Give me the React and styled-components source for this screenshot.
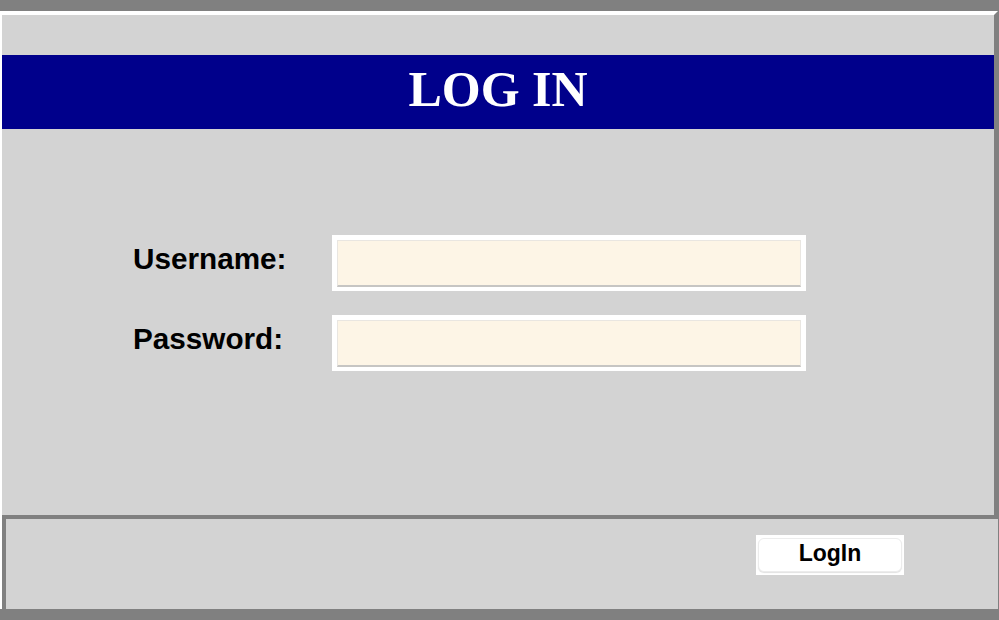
import React from "react";
import styled, { createGlobalStyle } from "styled-components";

const Global = createGlobalStyle`
  html, body { margin: 0; padding: 0; background: #808080; }
  body { width: 999px; height: 620px; overflow: hidden; }
  #root { width: 999px; }
`;

const Screen = styled.div`
  width: 999px;
  height: 620px;
  padding-top: 11px;
  box-sizing: border-box;
`;

const Frame = styled.div`
  width: 998px;
  border-left: 2px solid #ffffff;
  box-sizing: border-box;
  display: flex;
  flex-direction: column;
`;

const Panel = styled.section`
  height: 504px;
  box-sizing: border-box;
  border-top: 4px solid #ffffff;
  border-right: 4px solid #808080;
  background: #d3d3d3;
  padding-top: 40px;
  display: flex;
  flex-direction: column;
`;

const Header = styled.h1`
  margin: 0;
  height: 74px;
  background: #00008b;
  color: #ffffff;
  font-family: "Liberation Serif", "Times New Roman", serif;
  font-weight: bold;
  font-size: 50px;
  display: flex;
  align-items: center;
  justify-content: center;
  padding-bottom: 6px;
  box-sizing: border-box;
`;

const Form = styled.div`
  margin-top: 106px;
  padding-left: 131px;
  display: grid;
  grid-template-columns: 199px 474px;
  row-gap: 24px;
  align-items: center;
`;

const Label = styled.label`
  font-family: "Liberation Sans", Arial, Helvetica, sans-serif;
  font-weight: bold;
  font-size: 29.7px;
  color: #000;
  padding-bottom: ${(p) => p.$shift || 0}px;
`;

const FieldBox = styled.div`
  height: 56px;
  background: #ffffff;
  padding: 5px 5px 4px 5px;
  box-sizing: border-box;
  display: flex;
`;

const Input = styled.input`
  flex: 1;
  margin: 0;
  background: #fdf5e6;
  border: 1px solid #e9e6e1;
  border-bottom: 2px solid #c6c5c3;
  box-sizing: border-box;
  outline: none;
  font-size: 18px;
  font-family: "Liberation Sans", Arial, sans-serif;
  padding: 0 8px;
`;

const Footer = styled.footer`
  height: 94px;
  box-sizing: border-box;
  border-top: 4px solid #808080;
  border-left: 4px solid #808080;
  background: #d3d3d3;
  display: flex;
  justify-content: flex-end;
  align-items: flex-start;
  padding: 16px 94px 0 0;
`;

const ButtonBox = styled.div`
  width: 148px;
  height: 40px;
  background: #ffffff;
  padding: 3px 2px 3px 2px;
  box-sizing: border-box;
  display: flex;
`;

const Button = styled.button`
  flex: 1;
  margin: 0;
  background: #ffffff;
  border: 1px solid #ececec;
  border-radius: 6px;
  box-shadow: 0 1px 1px rgba(0, 0, 0, 0.12);
  font-family: "Liberation Sans", Arial, Helvetica, sans-serif;
  font-weight: bold;
  font-size: 23px;
  color: #000;
  padding: 0 0 3px 0;
  cursor: pointer;
`;

export default function App() {
  return (
    <>
      <Global />
      <Screen>
        <Frame>
          <Panel>
            <Header>LOG IN</Header>
            <Form>
              <Label htmlFor="u" $shift={8}>Username:</Label>
              <FieldBox>
                <Input id="u" type="text" />
              </FieldBox>
              <Label htmlFor="p" $shift={8}>Password:</Label>
              <FieldBox>
                <Input id="p" type="password" />
              </FieldBox>
            </Form>
          </Panel>
          <Footer>
            <ButtonBox>
              <Button>LogIn</Button>
            </ButtonBox>
          </Footer>
        </Frame>
      </Screen>
    </>
  );
}
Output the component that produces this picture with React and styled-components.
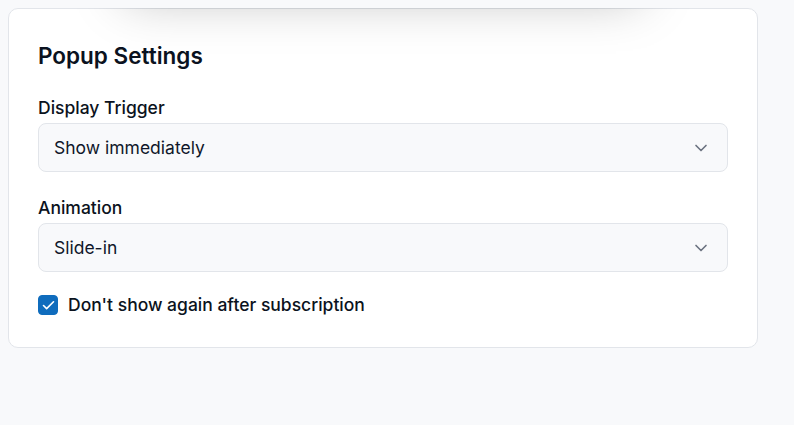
import React, { useState } from 'react';
import styled, { createGlobalStyle } from 'styled-components';

const GlobalStyle = createGlobalStyle`
  body {
    margin: 8px;
    background: #f8f9fb;
    font-family: Inter, "Noto Sans", sans-serif;
    color: #0f172a;
    overflow: hidden;
  }
`;

const Column = styled.div`
  width: 750px;
  display: flex;
  flex-direction: column;
  gap: 24px;
`;

// preview popup scrolled above the viewport, only its shadow shows
const Preview = styled.div`
  position: relative;
  z-index: 1;
  align-self: center;
  width: 540px;
  height: 300px;
  margin-top: -324px;
  background: #ffffff;
  border-radius: 12px;
  box-shadow: 0 25px 50px -12px rgba(0, 0, 0, 0.28);
`;

const Card = styled.section`
  background: #ffffff;
  border: 1px solid #e2e5ea;
  border-radius: 10px;
  padding: 32px 29px 29px;
`;

const Title = styled.h2`
  margin: 0 0 24px;
  font-size: 22.5px;
  line-height: 30px;
  font-weight: 600;
  color: #0b1220;
`;

const Field = styled.div`
  display: flex;
  flex-direction: column;
  gap: 2px;
  margin-bottom: ${(p) => p.$mb || 23}px;
`;

const Label = styled.label`
  font-size: 17.5px;
  line-height: 26px;
  font-weight: 500;
  color: #0b1220;
`;

const SelectBox = styled.button`
  display: flex;
  align-items: center;
  justify-content: space-between;
  height: 49px;
  padding: 0 16px 0 15px;
  background: #f8f9fb;
  border: 1px solid #e2e5ea;
  border-radius: 8px;
  font-family: inherit;
  font-size: 17.5px;
  color: #0f172a;
  text-align: left;
  cursor: pointer;
`;

const CheckRow = styled.label`
  display: flex;
  align-items: center;
  gap: 10px;
  font-size: 17.5px;
  line-height: 26px;
  font-weight: 500;
  color: #0b1220;
  cursor: pointer;
`;

const Box = styled.span`
  width: 20px;
  height: 20px;
  border-radius: 4px;
  background: ${(p) => (p.$on ? '#0f6cbd' : '#ffffff')};
  border: 1px solid ${(p) => (p.$on ? '#0f6cbd' : '#cbd2da')};
  box-sizing: border-box;
  display: flex;
  align-items: center;
  justify-content: center;
`;

const Chevron = () => (
  <svg width="20" height="20" viewBox="0 0 24 24" fill="none" stroke="#6b7280" strokeWidth="2" strokeLinecap="round" strokeLinejoin="round">
    <path d="m6 9 6 6 6-6" />
  </svg>
);

const Select = ({ value }) => (
  <SelectBox type="button">
    <span>{value}</span>
    <Chevron />
  </SelectBox>
);

export default function App() {
  const [hide, setHide] = useState(true);

  return (
    <>
      <GlobalStyle />
      <Column>
        <Preview />
        <Card>
          <Title>Popup Settings</Title>
          <Field>
            <Label>Display Trigger</Label>
            <Select value="Show immediately" />
          </Field>
          <Field $mb={20}>
            <Label>Animation</Label>
            <Select value="Slide-in" />
          </Field>
          <CheckRow onClick={() => setHide(!hide)}>
            <Box $on={hide}>
              {hide && (
                <svg width="15" height="15" viewBox="0 0 24 24" fill="none" stroke="#fff" strokeWidth="2.6" strokeLinecap="round" strokeLinejoin="round">
                  <path d="M20 6 9 17l-5-5" />
                </svg>
              )}
            </Box>
            Don't show again after subscription
          </CheckRow>
        </Card>
      </Column>
    </>
  );
}
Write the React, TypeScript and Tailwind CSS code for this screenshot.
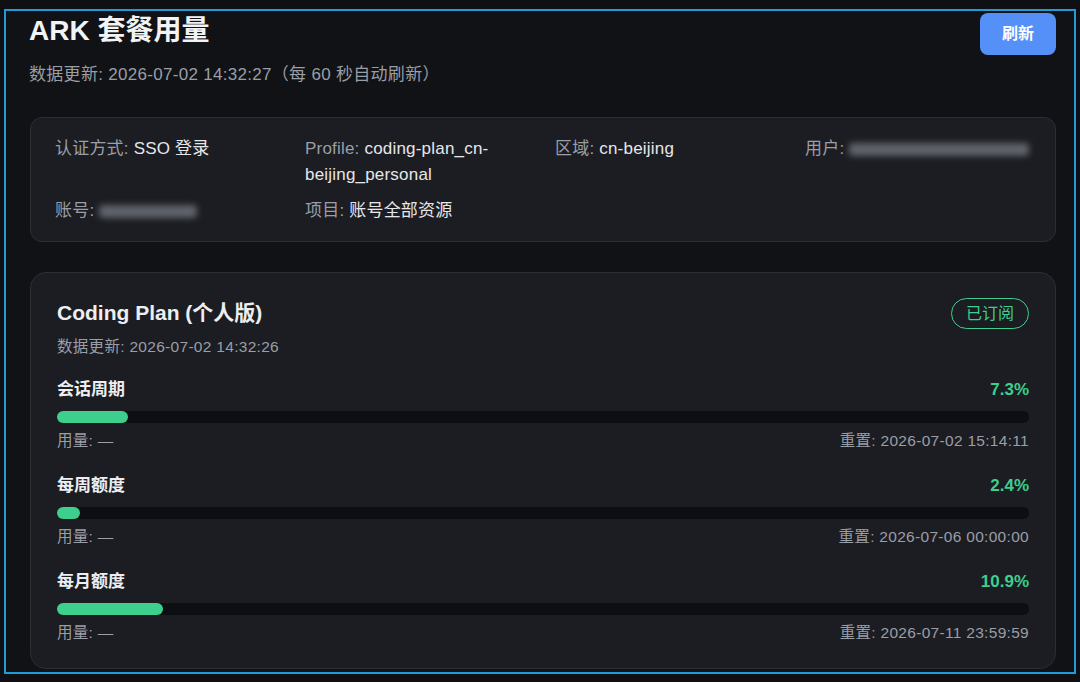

## Given exercise
Reproduce the material in full, word for word, and omit the pictures.

## Complete response
Give me the React and styled-components source for this screenshot.
import React from "react";
import styled, { createGlobalStyle } from "styled-components";

const Global = createGlobalStyle`
  html, body { margin: 0; padding: 0; background: #808080; }
  body { width: 999px; height: 620px; overflow: hidden; }
  #root { width: 999px; }
`;

const Screen = styled.div`
  width: 999px;
  height: 620px;
  padding-top: 11px;
  box-sizing: border-box;
`;

const Frame = styled.div`
  width: 998px;
  border-left: 2px solid #ffffff;
  box-sizing: border-box;
  display: flex;
  flex-direction: column;
`;

const Panel = styled.section`
  height: 504px;
  box-sizing: border-box;
  border-top: 4px solid #ffffff;
  border-right: 4px solid #808080;
  background: #d3d3d3;
  padding-top: 40px;
  display: flex;
  flex-direction: column;
`;

const Header = styled.h1`
  margin: 0;
  height: 74px;
  background: #00008b;
  color: #ffffff;
  font-family: "Liberation Serif", "Times New Roman", serif;
  font-weight: bold;
  font-size: 50px;
  display: flex;
  align-items: center;
  justify-content: center;
  padding-bottom: 6px;
  box-sizing: border-box;
`;

const Form = styled.div`
  margin-top: 106px;
  padding-left: 131px;
  display: grid;
  grid-template-columns: 199px 474px;
  row-gap: 24px;
  align-items: center;
`;

const Label = styled.label`
  font-family: "Liberation Sans", Arial, Helvetica, sans-serif;
  font-weight: bold;
  font-size: 29.7px;
  color: #000;
  padding-bottom: ${(p) => p.$shift || 0}px;
`;

const FieldBox = styled.div`
  height: 56px;
  background: #ffffff;
  padding: 5px 5px 4px 5px;
  box-sizing: border-box;
  display: flex;
`;

const Input = styled.input`
  flex: 1;
  margin: 0;
  background: #fdf5e6;
  border: 1px solid #e9e6e1;
  border-bottom: 2px solid #c6c5c3;
  box-sizing: border-box;
  outline: none;
  font-size: 18px;
  font-family: "Liberation Sans", Arial, sans-serif;
  padding: 0 8px;
`;

const Footer = styled.footer`
  height: 94px;
  box-sizing: border-box;
  border-top: 4px solid #808080;
  border-left: 4px solid #808080;
  background: #d3d3d3;
  display: flex;
  justify-content: flex-end;
  align-items: flex-start;
  padding: 16px 94px 0 0;
`;

const ButtonBox = styled.div`
  width: 148px;
  height: 40px;
  background: #ffffff;
  padding: 3px 2px 3px 2px;
  box-sizing: border-box;
  display: flex;
`;

const Button = styled.button`
  flex: 1;
  margin: 0;
  background: #ffffff;
  border: 1px solid #ececec;
  border-radius: 6px;
  box-shadow: 0 1px 1px rgba(0, 0, 0, 0.12);
  font-family: "Liberation Sans", Arial, Helvetica, sans-serif;
  font-weight: bold;
  font-size: 23px;
  color: #000;
  padding: 0 0 3px 0;
  cursor: pointer;
`;

export default function App() {
  return (
    <>
      <Global />
      <Screen>
        <Frame>
          <Panel>
            <Header>LOG IN</Header>
            <Form>
              <Label htmlFor="u" $shift={8}>Username:</Label>
              <FieldBox>
                <Input id="u" type="text" />
              </FieldBox>
              <Label htmlFor="p" $shift={8}>Password:</Label>
              <FieldBox>
                <Input id="p" type="password" />
              </FieldBox>
            </Form>
          </Panel>
          <Footer>
            <ButtonBox>
              <Button>LogIn</Button>
            </ButtonBox>
          </Footer>
        </Frame>
      </Screen>
    </>
  );
}
Output the component that produces this picture with React and styled-components.
import React, { useState } from 'react';
import styled, { createGlobalStyle } from 'styled-components';

const GlobalStyle = createGlobalStyle`
  body {
    margin: 8px;
    background: #f8f9fb;
    font-family: Inter, "Noto Sans", sans-serif;
    color: #0f172a;
    overflow: hidden;
  }
`;

const Column = styled.div`
  width: 750px;
  display: flex;
  flex-direction: column;
  gap: 24px;
`;

// preview popup scrolled above the viewport, only its shadow shows
const Preview = styled.div`
  position: relative;
  z-index: 1;
  align-self: center;
  width: 540px;
  height: 300px;
  margin-top: -324px;
  background: #ffffff;
  border-radius: 12px;
  box-shadow: 0 25px 50px -12px rgba(0, 0, 0, 0.28);
`;

const Card = styled.section`
  background: #ffffff;
  border: 1px solid #e2e5ea;
  border-radius: 10px;
  padding: 32px 29px 29px;
`;

const Title = styled.h2`
  margin: 0 0 24px;
  font-size: 22.5px;
  line-height: 30px;
  font-weight: 600;
  color: #0b1220;
`;

const Field = styled.div`
  display: flex;
  flex-direction: column;
  gap: 2px;
  margin-bottom: ${(p) => p.$mb || 23}px;
`;

const Label = styled.label`
  font-size: 17.5px;
  line-height: 26px;
  font-weight: 500;
  color: #0b1220;
`;

const SelectBox = styled.button`
  display: flex;
  align-items: center;
  justify-content: space-between;
  height: 49px;
  padding: 0 16px 0 15px;
  background: #f8f9fb;
  border: 1px solid #e2e5ea;
  border-radius: 8px;
  font-family: inherit;
  font-size: 17.5px;
  color: #0f172a;
  text-align: left;
  cursor: pointer;
`;

const CheckRow = styled.label`
  display: flex;
  align-items: center;
  gap: 10px;
  font-size: 17.5px;
  line-height: 26px;
  font-weight: 500;
  color: #0b1220;
  cursor: pointer;
`;

const Box = styled.span`
  width: 20px;
  height: 20px;
  border-radius: 4px;
  background: ${(p) => (p.$on ? '#0f6cbd' : '#ffffff')};
  border: 1px solid ${(p) => (p.$on ? '#0f6cbd' : '#cbd2da')};
  box-sizing: border-box;
  display: flex;
  align-items: center;
  justify-content: center;
`;

const Chevron = () => (
  <svg width="20" height="20" viewBox="0 0 24 24" fill="none" stroke="#6b7280" strokeWidth="2" strokeLinecap="round" strokeLinejoin="round">
    <path d="m6 9 6 6 6-6" />
  </svg>
);

const Select = ({ value }) => (
  <SelectBox type="button">
    <span>{value}</span>
    <Chevron />
  </SelectBox>
);

export default function App() {
  const [hide, setHide] = useState(true);

  return (
    <>
      <GlobalStyle />
      <Column>
        <Preview />
        <Card>
          <Title>Popup Settings</Title>
          <Field>
            <Label>Display Trigger</Label>
            <Select value="Show immediately" />
          </Field>
          <Field $mb={20}>
            <Label>Animation</Label>
            <Select value="Slide-in" />
          </Field>
          <CheckRow onClick={() => setHide(!hide)}>
            <Box $on={hide}>
              {hide && (
                <svg width="15" height="15" viewBox="0 0 24 24" fill="none" stroke="#fff" strokeWidth="2.6" strokeLinecap="round" strokeLinejoin="round">
                  <path d="M20 6 9 17l-5-5" />
                </svg>
              )}
            </Box>
            Don't show again after subscription
          </CheckRow>
        </Card>
      </Column>
    </>
  );
}
Write the React, TypeScript and Tailwind CSS code for this screenshot.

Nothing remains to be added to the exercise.